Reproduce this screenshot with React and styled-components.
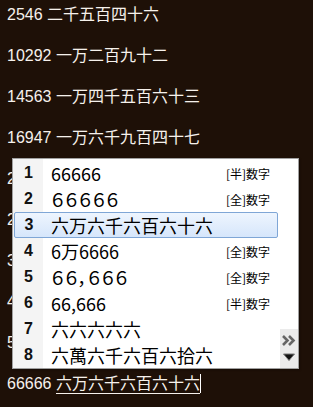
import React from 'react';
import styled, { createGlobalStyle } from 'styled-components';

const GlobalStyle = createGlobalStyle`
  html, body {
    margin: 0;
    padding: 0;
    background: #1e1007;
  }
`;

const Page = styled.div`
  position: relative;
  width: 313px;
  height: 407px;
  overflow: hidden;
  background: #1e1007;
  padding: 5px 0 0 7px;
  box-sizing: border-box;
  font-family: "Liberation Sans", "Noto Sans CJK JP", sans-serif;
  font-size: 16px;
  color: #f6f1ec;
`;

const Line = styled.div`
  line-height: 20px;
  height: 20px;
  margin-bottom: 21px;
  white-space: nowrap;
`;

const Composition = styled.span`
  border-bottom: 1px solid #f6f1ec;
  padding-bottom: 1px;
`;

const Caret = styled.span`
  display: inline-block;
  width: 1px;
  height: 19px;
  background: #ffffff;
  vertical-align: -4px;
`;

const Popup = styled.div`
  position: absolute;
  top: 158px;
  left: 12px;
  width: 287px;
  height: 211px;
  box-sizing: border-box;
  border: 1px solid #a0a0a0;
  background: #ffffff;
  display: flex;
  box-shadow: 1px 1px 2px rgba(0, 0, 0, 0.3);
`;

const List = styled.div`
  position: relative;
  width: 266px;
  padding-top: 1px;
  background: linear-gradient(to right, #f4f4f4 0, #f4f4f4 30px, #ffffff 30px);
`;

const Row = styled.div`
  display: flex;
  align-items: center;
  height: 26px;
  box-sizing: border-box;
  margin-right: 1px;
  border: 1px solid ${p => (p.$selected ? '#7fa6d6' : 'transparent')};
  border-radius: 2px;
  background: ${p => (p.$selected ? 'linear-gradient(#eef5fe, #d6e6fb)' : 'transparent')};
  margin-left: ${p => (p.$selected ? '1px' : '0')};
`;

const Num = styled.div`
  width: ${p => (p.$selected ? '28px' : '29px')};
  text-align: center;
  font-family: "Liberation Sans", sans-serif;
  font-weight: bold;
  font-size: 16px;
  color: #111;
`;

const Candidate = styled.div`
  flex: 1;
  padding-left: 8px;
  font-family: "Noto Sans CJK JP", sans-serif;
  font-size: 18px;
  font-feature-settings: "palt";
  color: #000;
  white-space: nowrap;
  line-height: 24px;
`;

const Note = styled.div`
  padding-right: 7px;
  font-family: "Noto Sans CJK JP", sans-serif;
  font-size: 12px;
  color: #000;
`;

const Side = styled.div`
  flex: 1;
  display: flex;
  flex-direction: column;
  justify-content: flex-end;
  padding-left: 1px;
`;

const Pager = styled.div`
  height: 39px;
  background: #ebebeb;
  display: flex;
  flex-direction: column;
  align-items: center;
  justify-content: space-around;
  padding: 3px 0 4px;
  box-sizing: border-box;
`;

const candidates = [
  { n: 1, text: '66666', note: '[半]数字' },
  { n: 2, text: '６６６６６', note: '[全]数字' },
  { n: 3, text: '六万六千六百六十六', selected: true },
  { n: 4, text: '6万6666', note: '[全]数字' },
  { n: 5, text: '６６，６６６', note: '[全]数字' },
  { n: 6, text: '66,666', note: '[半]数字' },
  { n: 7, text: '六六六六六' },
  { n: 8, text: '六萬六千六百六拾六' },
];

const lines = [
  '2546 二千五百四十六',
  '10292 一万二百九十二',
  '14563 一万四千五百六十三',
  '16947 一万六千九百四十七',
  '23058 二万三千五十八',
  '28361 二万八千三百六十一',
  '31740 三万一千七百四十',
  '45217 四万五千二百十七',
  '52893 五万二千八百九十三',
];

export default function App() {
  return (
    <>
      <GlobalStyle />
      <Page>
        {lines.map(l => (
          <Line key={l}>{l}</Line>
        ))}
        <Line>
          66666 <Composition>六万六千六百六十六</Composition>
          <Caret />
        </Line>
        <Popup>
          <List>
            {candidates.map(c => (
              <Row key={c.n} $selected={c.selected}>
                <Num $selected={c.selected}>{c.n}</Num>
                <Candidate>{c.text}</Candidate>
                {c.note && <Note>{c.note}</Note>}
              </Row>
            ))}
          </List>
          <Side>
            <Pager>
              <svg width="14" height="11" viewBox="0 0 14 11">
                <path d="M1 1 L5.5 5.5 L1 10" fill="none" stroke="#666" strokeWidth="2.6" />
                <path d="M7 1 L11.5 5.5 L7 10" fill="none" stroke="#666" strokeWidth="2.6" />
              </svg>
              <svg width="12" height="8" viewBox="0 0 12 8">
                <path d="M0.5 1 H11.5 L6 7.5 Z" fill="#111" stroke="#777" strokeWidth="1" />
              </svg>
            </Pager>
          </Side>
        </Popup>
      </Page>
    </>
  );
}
━━━━━━━━━━━━━━━━━━━━━━━━━━━━━━
WHAT TO PRODUCE: Without the pictures, transcribe the listing above exactly.

THE RESULT:
Reproduce this screenshot with React and styled-components.
import React from 'react';
import styled, { createGlobalStyle } from 'styled-components';

const GlobalStyle = createGlobalStyle`
  html, body {
    margin: 0;
    padding: 0;
    background: #1e1007;
  }
`;

const Page = styled.div`
  position: relative;
  width: 313px;
  height: 407px;
  overflow: hidden;
  background: #1e1007;
  padding: 5px 0 0 7px;
  box-sizing: border-box;
  font-family: "Liberation Sans", "Noto Sans CJK JP", sans-serif;
  font-size: 16px;
  color: #f6f1ec;
`;

const Line = styled.div`
  line-height: 20px;
  height: 20px;
  margin-bottom: 21px;
  white-space: nowrap;
`;

const Composition = styled.span`
  border-bottom: 1px solid #f6f1ec;
  padding-bottom: 1px;
`;

const Caret = styled.span`
  display: inline-block;
  width: 1px;
  height: 19px;
  background: #ffffff;
  vertical-align: -4px;
`;

const Popup = styled.div`
  position: absolute;
  top: 158px;
  left: 12px;
  width: 287px;
  height: 211px;
  box-sizing: border-box;
  border: 1px solid #a0a0a0;
  background: #ffffff;
  display: flex;
  box-shadow: 1px 1px 2px rgba(0, 0, 0, 0.3);
`;

const List = styled.div`
  position: relative;
  width: 266px;
  padding-top: 1px;
  background: linear-gradient(to right, #f4f4f4 0, #f4f4f4 30px, #ffffff 30px);
`;

const Row = styled.div`
  display: flex;
  align-items: center;
  height: 26px;
  box-sizing: border-box;
  margin-right: 1px;
  border: 1px solid ${p => (p.$selected ? '#7fa6d6' : 'transparent')};
  border-radius: 2px;
  background: ${p => (p.$selected ? 'linear-gradient(#eef5fe, #d6e6fb)' : 'transparent')};
  margin-left: ${p => (p.$selected ? '1px' : '0')};
`;

const Num = styled.div`
  width: ${p => (p.$selected ? '28px' : '29px')};
  text-align: center;
  font-family: "Liberation Sans", sans-serif;
  font-weight: bold;
  font-size: 16px;
  color: #111;
`;

const Candidate = styled.div`
  flex: 1;
  padding-left: 8px;
  font-family: "Noto Sans CJK JP", sans-serif;
  font-size: 18px;
  font-feature-settings: "palt";
  color: #000;
  white-space: nowrap;
  line-height: 24px;
`;

const Note = styled.div`
  padding-right: 7px;
  font-family: "Noto Sans CJK JP", sans-serif;
  font-size: 12px;
  color: #000;
`;

const Side = styled.div`
  flex: 1;
  display: flex;
  flex-direction: column;
  justify-content: flex-end;
  padding-left: 1px;
`;

const Pager = styled.div`
  height: 39px;
  background: #ebebeb;
  display: flex;
  flex-direction: column;
  align-items: center;
  justify-content: space-around;
  padding: 3px 0 4px;
  box-sizing: border-box;
`;

const candidates = [
  { n: 1, text: '66666', note: '[半]数字' },
  { n: 2, text: '６６６６６', note: '[全]数字' },
  { n: 3, text: '六万六千六百六十六', selected: true },
  { n: 4, text: '6万6666', note: '[全]数字' },
  { n: 5, text: '６６，６６６', note: '[全]数字' },
  { n: 6, text: '66,666', note: '[半]数字' },
  { n: 7, text: '六六六六六' },
  { n: 8, text: '六萬六千六百六拾六' },
];

const lines = [
  '2546 二千五百四十六',
  '10292 一万二百九十二',
  '14563 一万四千五百六十三',
  '16947 一万六千九百四十七',
  '23058 二万三千五十八',
  '28361 二万八千三百六十一',
  '31740 三万一千七百四十',
  '45217 四万五千二百十七',
  '52893 五万二千八百九十三',
];

export default function App() {
  return (
    <>
      <GlobalStyle />
      <Page>
        {lines.map(l => (
          <Line key={l}>{l}</Line>
        ))}
        <Line>
          66666 <Composition>六万六千六百六十六</Composition>
          <Caret />
        </Line>
        <Popup>
          <List>
            {candidates.map(c => (
              <Row key={c.n} $selected={c.selected}>
                <Num $selected={c.selected}>{c.n}</Num>
                <Candidate>{c.text}</Candidate>
                {c.note && <Note>{c.note}</Note>}
              </Row>
            ))}
          </List>
          <Side>
            <Pager>
              <svg width="14" height="11" viewBox="0 0 14 11">
                <path d="M1 1 L5.5 5.5 L1 10" fill="none" stroke="#666" strokeWidth="2.6" />
                <path d="M7 1 L11.5 5.5 L7 10" fill="none" stroke="#666" strokeWidth="2.6" />
              </svg>
              <svg width="12" height="8" viewBox="0 0 12 8">
                <path d="M0.5 1 H11.5 L6 7.5 Z" fill="#111" stroke="#777" strokeWidth="1" />
              </svg>
            </Pager>
          </Side>
        </Popup>
      </Page>
    </>
  );
}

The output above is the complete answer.